There have been a few attempts to find the definitive source material for Lolita, including earlier efforts to trace the connections between Horner and the novel. One such attempt that Weinman profiles in her book is a 1963 article titled “Lolita Has a Secret—Shhh!” by the freelance journalist Peter Welding, which appeared in a men’s magazine called Nugget. When a reporter for the New York Post read it, he sent a letter to Nabokov asking for a response. The reporter got one, but from Véra Nabokov, the author’s wife. “At the time he was writing LOLITA,” she wrote, “he studied a considerable number of case histories (‘real’ stories) many of which have more affinities with the LOLITA plot than the one mentioned by Mr.
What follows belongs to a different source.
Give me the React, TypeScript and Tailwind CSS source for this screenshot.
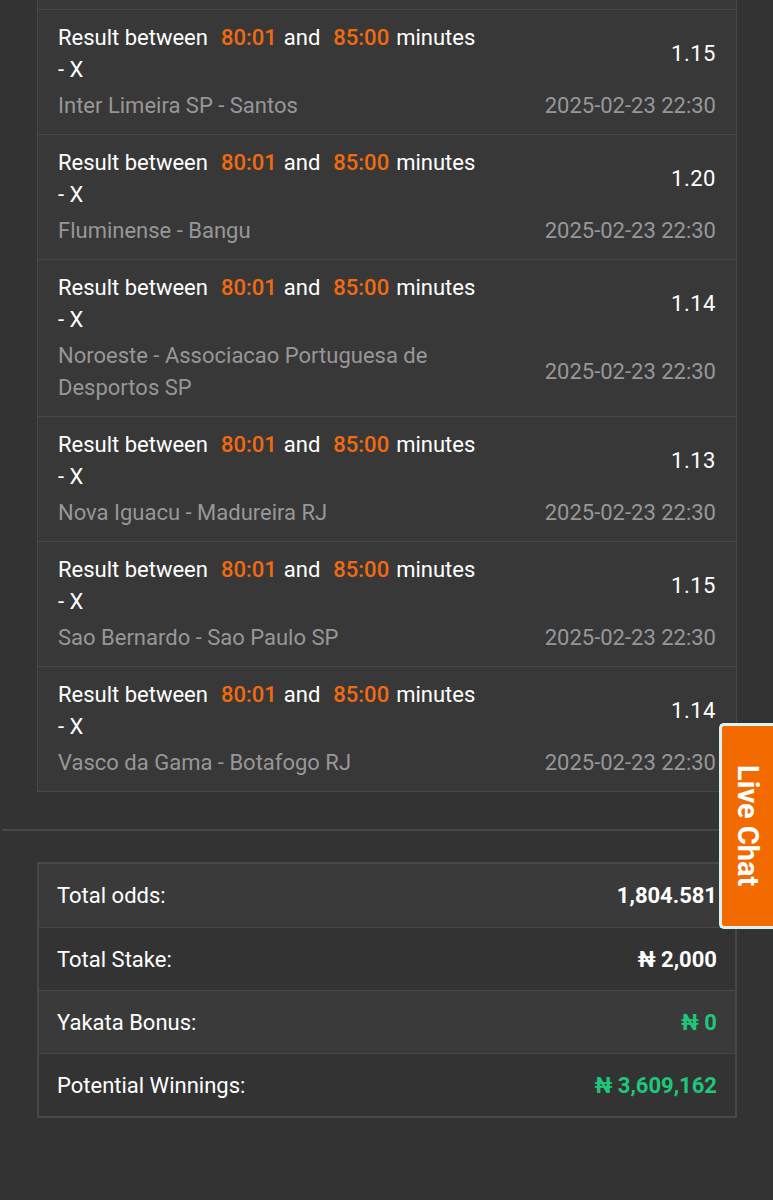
import React from 'react';

type Selection = {
  odds: string;
  match: string;
  date: string;
};

const selections: Selection[] = [
  { odds: '1.15', match: 'Inter Limeira SP - Santos', date: '2025-02-23 22:30' },
  { odds: '1.20', match: 'Fluminense - Bangu', date: '2025-02-23 22:30' },
  { odds: '1.14', match: 'Noroeste - Associacao Portuguesa de Desportos SP', date: '2025-02-23 22:30' },
  { odds: '1.13', match: 'Nova Iguacu - Madureira RJ', date: '2025-02-23 22:30' },
  { odds: '1.15', match: 'Sao Bernardo - Sao Paulo SP', date: '2025-02-23 22:30' },
  { odds: '1.14', match: 'Vasco da Gama - Botafogo RJ', date: '2025-02-23 22:30' },
];

const SelectionRow: React.FC<{ item: Selection }> = ({ item }) => (
  <div className="border-t border-[#484848] px-5 pt-3 pb-3 text-[22px] leading-[32px]">
    <div className="flex items-center justify-between">
      <div className="w-[440px] text-white">
        <span className="mr-[13px]">Result between</span>
        <span className="mr-[7px] font-medium text-[#f26a0f]">80:01</span>
        <span className="mr-[13px]">and</span>
        <span className="mr-[7px] font-medium text-[#f26a0f]">85:00</span>
        <span>minutes</span>
        <br />
        <span>- X</span>
      </div>
      <div className="text-white tracking-[0.5px]">{item.odds}</div>
    </div>
    <div className="mt-1 flex items-center justify-between text-[#979797]">
      <div className="w-[400px]">{item.match}</div>
      <div>{item.date}</div>
    </div>
  </div>
);

const SummaryRow: React.FC<{ label: string; value: string; green?: boolean; light?: boolean }> = ({
  label,
  value,
  green,
  light,
}) => (
  <div
    className={`flex h-[63px] items-center justify-between border-t border-[#484848] pl-[18px] pr-[18px] text-[22px] first:border-t-0 ${
      light ? 'bg-[#3a3a3a]' : 'bg-[#333333]'
    }`}
  >
    <span className="text-white">{label}</span>
    <span className={`font-bold ${green ? 'text-[#1ec77a]' : 'text-white'}`}>{value}</span>
  </div>
);

const App: React.FC = () => {
  return (
    <div className="relative min-h-[1200px] bg-[#333333] font-['Roboto',sans-serif]">
      <div className="ml-[37px] w-[700px] border-x border-b border-[#484848] bg-[#383838]">
        <div className="h-[9px]" />
        {selections.map((s, i) => (
          <SelectionRow key={i} item={s} />
        ))}
      </div>

      <div className="mt-[37px] ml-[2px] border-t-2 border-[#474747]" />

      <div className="mt-[31px] ml-[37px] w-[700px] border-2 border-[#484848]">
        <SummaryRow label="Total odds:" value="1,804.581" light />
        <SummaryRow label="Total Stake:" value="₦ 2,000" />
        <SummaryRow label="Yakata Bonus:" value="₦ 0" green light />
        <SummaryRow label="Potential Winnings:" value="₦ 3,609,162" green />
      </div>

      <button className="absolute top-[723px] right-0 flex h-[206px] w-[54px] items-center justify-center rounded-l-[5px] border-[3px] border-r-0 border-[#d9f3f2] bg-[#f26a00]">
        <span className="rotate-90 whitespace-nowrap text-[29px] font-bold text-white">Live Chat</span>
      </button>
    </div>
  );
};

export default App;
Welding.”
Indeed, by means of the novel, Vladimir Nabokov was able to do what fiction lets a writer do: fold countless stories into a single narrative. Lolita tells stories about America and sex beyond the confines of a single case. Through them, we are shown a canvas of depravity and the kind of culture that allows it. Sally Horner’s story, told in such rich, researched detail by Weinman, no doubt brings us closer to a reckoning with that culture. But so too does Lolita.